Our brains are so tuned into our relatedness with others that it scans our environment five times every second, rewarding us with either a sense of well-being or warning us with some stress signals if our relatedness is being threatened in any way. Our brains actually experience social pain in the same way as it experiences physical pain. This is probably why we describe a break-up or the loss of someone as a “hurt”.

So think about this a minute: if your brain is that wired up for people, doesn’t it make sense that managing your relatedness would be an important part of managing your overall life balance and brain health?

This last week was both challenging and enlightening for me. I have a very close group of girlfriends and this week brought two unexpected deaths and a major health crisis for family members of my little tribe. The days were filled up with text message updates, making meals and sharing tears. There was shock, sadness, and fear. I noticed something, though: at the same time, my sense of well-being was strangely deepened. Here’s what I realized – the experience of being deeply loved and connected to others is stronger than sadness. Another way of putting it is that because my brain was getting its need for relatedness met so strongly, the other stresses and threats had less impact.

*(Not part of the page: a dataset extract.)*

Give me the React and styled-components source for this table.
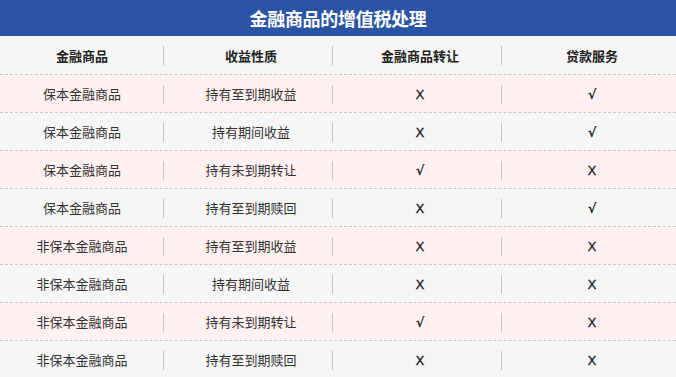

The funny thing about our brains is that they don’t always care how they get what they need. Those deep relationships with friends and family are the foundation of our overall social connections, but our brains connect with others all day, every day. The person that checks out your groceries, the guy you rode the elevator with this morning, the people in your office… your brain registers a positive or negative from every encounter.

Where is your opportunity to keep your connection with others more positive next year? Will you smile and greet more strangers as you go through your day? Will you spend more time or energy being present to others? Would you like to spend more time with friends? What will you need to change in order to make it happen?